Of all the lines here, how many include the string "components"? Answer with the number only.

════

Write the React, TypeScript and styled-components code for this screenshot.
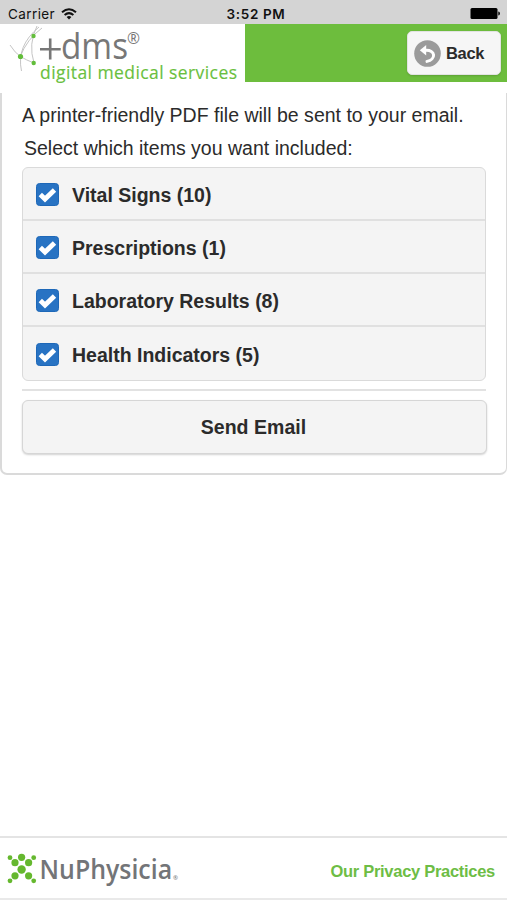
import React from "react";
import styled, { createGlobalStyle } from "styled-components";

const GlobalStyle = createGlobalStyle`
  * { box-sizing: border-box; }
  body { margin: 0; background: #fff; font-family: "Liberation Sans", Arial, sans-serif; color: #2b2b2b; }
  svg { flex: none; overflow: visible; }
`;

const Screen = styled.div`
  display: flex;
  flex-direction: column;
  width: 507px;
  height: 900px;
  overflow: hidden;
  background: #fff;
`;

const StatusBar = styled.div`
  display: grid;
  grid-template-columns: 1fr auto 1fr;
  align-items: center;
  height: 24px;
  flex: none;
  padding: 3px 6px 0 8px;
  background: #d4d4d4;
  color: #111;
  font-family: Inter, sans-serif;
  font-size: 13.5px;
  line-height: 20px;
`;

const Carrier = styled.div`
  display: flex;
  align-items: center;
  gap: 6px;
  letter-spacing: 0.4px;
`;

const Clock = styled.div`
  font-weight: 600;
  letter-spacing: 0.65px;
  padding-left: 3px;
`;

const Battery = styled.div`
  display: flex;
  justify-content: flex-end;
`;

const Header = styled.header`
  display: flex;
  justify-content: space-between;
  flex: none;
  height: 58px;
  background: #6dbd3d;
`;

const LogoPlate = styled.div`
  width: 245px;
  height: 62px;
  background: #fff;
`;

const BackButton = styled.button`
  display: flex;
  align-items: center;
  gap: 5px;
  width: 94px;
  height: 44px;
  margin: 7px 6px 0 0;
  padding: 0 0 0 6px;
  border: 1px solid #e3e3e3;
  border-radius: 5px;
  background: #f6f6f6;
  box-shadow: 0 1px 2px rgba(0, 0, 0, 0.15);
  color: #2b2b2b;
  font: bold 16.5px "Liberation Sans", Arial, sans-serif;
  letter-spacing: -0.3px;
`;

const BackText = styled.span`
  padding-top: 1px;
`;

const Panel = styled.main`
  flex: none;
  height: 382px;
  margin-top: 11px;
  padding: 10px 20px 0 20px;
  border: solid #dadada;
  border-width: 0 1px 2px 2px;
  border-radius: 0 0 7px 7px;
`;

const Line = styled.p<{ $inset?: number }>`
  margin: 0 0 9px ${(p) => p.$inset ?? 0}px;
  font-size: 19.5px;
  line-height: 24px;
  letter-spacing: 0.01px;
  white-space: nowrap;
`;

const Options = styled.div`
  width: 464px;
  margin-top: -2px;
  border: 1px solid #dadada;
  border-radius: 6px;
  background: #f4f4f4;
`;

const Option = styled.label`
  display: flex;
  align-items: center;
  gap: 13px;
  height: 53px;
  padding: 2px 0 0 13px;
  border-bottom: 2px solid #e0e0e0;
  &:last-child { border-bottom: 0; }
`;

const OptionText = styled.span`
  padding-top: 1px;
  font-size: 19.5px;
  font-weight: bold;
`;

const Rule = styled.div`
  width: 464px;
  height: 2px;
  margin: 8px 0 9px;
  background: #e2e2e2;
`;

const SendButton = styled.button`
  display: block;
  width: 465px;
  height: 54px;
  padding: 1px 2px 0 0;
  border: 1px solid #d6d6d6;
  border-radius: 6px;
  background: #f4f4f4;
  box-shadow: 0 1px 2px rgba(0, 0, 0, 0.18);
  color: #2b2b2b;
  font: bold 19.5px "Liberation Sans", Arial, sans-serif;
  letter-spacing: 0.05px;
`;

const Footer = styled.footer`
  display: flex;
  align-items: center;
  justify-content: space-between;
  height: 64px;
  margin-top: auto;
  padding: 5px 12px 2px 6px;
  border-top: 2px solid #e4e4e4;
  border-bottom: 2px solid #e9e9e9;
`;

const PrivacyLink = styled.a`
  padding-top: 3px;
  color: #6dbd45;
  font-size: 16.5px;
  font-weight: bold;
  letter-spacing: -0.29px;
  white-space: nowrap;
`;

const Wifi = () => (
  <svg width="16" height="12" viewBox="0 0 16 12">
    <g fill="none" stroke="#111" strokeWidth="2">
      <path d="M1 4.2Q8-1.8 15 4.2" />
      <path d="M3.6 7Q8 3.2 12.4 7" />
    </g>
    <path d="M5.6 9Q8 7 10.4 9L8 11.6z" fill="#111" />
  </svg>
);

const BatteryIcon = () => (
  <svg width="31" height="13" viewBox="0 0 31 13">
    <rect x=".5" y="1" width="27" height="11" rx="1.5" fill="#000" />
    <path d="M28.3 4.5q1.6.2 1.6 2t-1.6 2z" fill="#000" />
  </svg>
);

const DmsLogo = () => (
  <svg width="245" height="60" viewBox="0 0 245 60">
    <g fill="none" stroke="#c5c5c5" strokeWidth="1">
      <path d="M10 21Q15 29 20.5 32.5T34 39" />
      <path d="M21.5 47Q16 22 39 3" />
      <path d="M42 4Q27 15 20 33" />
      <path d="M37 2Q28 20 34 39" />
    </g>
    <g fill="#62bd3a">
      <circle cx="33.5" cy="12" r="2.2" />
      <circle cx="20.5" cy="32.5" r="2.6" />
      <circle cx="33.7" cy="39" r="2.2" />
    </g>
    <path d="M40 25.3h20.7M50.2 14.5v21" stroke="#777" strokeWidth="2.6" />
    <g fontFamily="Open Sans, sans-serif">
      <text x="61" y="35" fontSize="36" fill="#777" textLength="67" lengthAdjust="spacingAndGlyphs">dms</text>
      <text x="127" y="20" fontSize="16" fill="#777" textLength="13" lengthAdjust="spacingAndGlyphs">®</text>
      <text x="40" y="54.5" fontSize="17.5" fill="#6abf40" stroke="#6abf40" strokeWidth=".15" textLength="197" lengthAdjust="spacing">digital medical services</text>
    </g>
  </svg>
);

const BackIcon = () => (
  <svg width="27" height="27" viewBox="0 0 27 27">
    <circle cx="13.5" cy="13.5" r="13.3" fill="#9b9b9b" />
    <path d="M11 10.4c11.2-1 11 9.2 2 11" fill="none" stroke="#fff" strokeWidth="3" strokeLinecap="round" />
    <path d="M5.8 10.3L12.2 5v10.6z" fill="#fff" />
  </svg>
);

const CheckIcon = () => (
  <svg width="23" height="23" viewBox="0 0 23 23">
    <rect x=".5" y=".5" width="22" height="22" rx="3" fill="#2873c3" stroke="#1e68b8" />
    <path d="M4.3 11.6l4.7 4.5 9.5-9.1" fill="none" stroke="#fff" strokeWidth="4.8" />
  </svg>
);

const moleculeDots = [
  [4, 7.7, 2.4], [15.6, 7.3, 3.6], [27.7, 7.7, 2.4],
  [9, 12.7, 3.6], [22.6, 12.7, 3.6], [15.6, 19.5, 4.2],
  [9, 25.8, 3.6], [22.6, 25.8, 3.6], [4, 30.8, 2.4], [27.7, 30.8, 2.4],
];

const NuPhysiciaLogo = () => (
  <svg width="175" height="40" viewBox="0 0 175 40">
    <g fill="#65b82e">
      {moleculeDots.map(([x, y, r]) => <circle key={`${x}-${y}`} cx={x} cy={y} r={r} />)}
    </g>
    <g fill="#737578" fontFamily="Open Sans, sans-serif" fontWeight="600">
      <text x="33.6" y="28.5" fontSize="27.5" textLength="132.5" lengthAdjust="spacingAndGlyphs">NuPhysicia</text>
      <text x="167" y="30" fontSize="6">®</text>
    </g>
  </svg>
);

const items = [
  "Vital Signs (10)",
  "Prescriptions (1)",
  "Laboratory Results (8)",
  "Health Indicators (5)",
];

export default function App() {
  return (
    <Screen>
      <GlobalStyle />
      <StatusBar>
        <Carrier>Carrier <Wifi /></Carrier>
        <Clock>3:52 PM</Clock>
        <Battery><BatteryIcon /></Battery>
      </StatusBar>
      <Header>
        <LogoPlate><DmsLogo /></LogoPlate>
        <BackButton><BackIcon /><BackText>Back</BackText></BackButton>
      </Header>
      <Panel>
        <Line>A printer-friendly PDF file will be sent to your email.</Line>
        <Line $inset={2}>Select which items you want included:</Line>
        <Options>
          {items.map((label) => (
            <Option key={label}>
              <CheckIcon />
              <OptionText>{label}</OptionText>
            </Option>
          ))}
        </Options>
        <Rule />
        <SendButton>Send Email</SendButton>
      </Panel>
      <Footer>
        <NuPhysiciaLogo />
        <PrivacyLink>Our Privacy Practices</PrivacyLink>
      </Footer>
    </Screen>
  );
}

════

§ Written reply: 2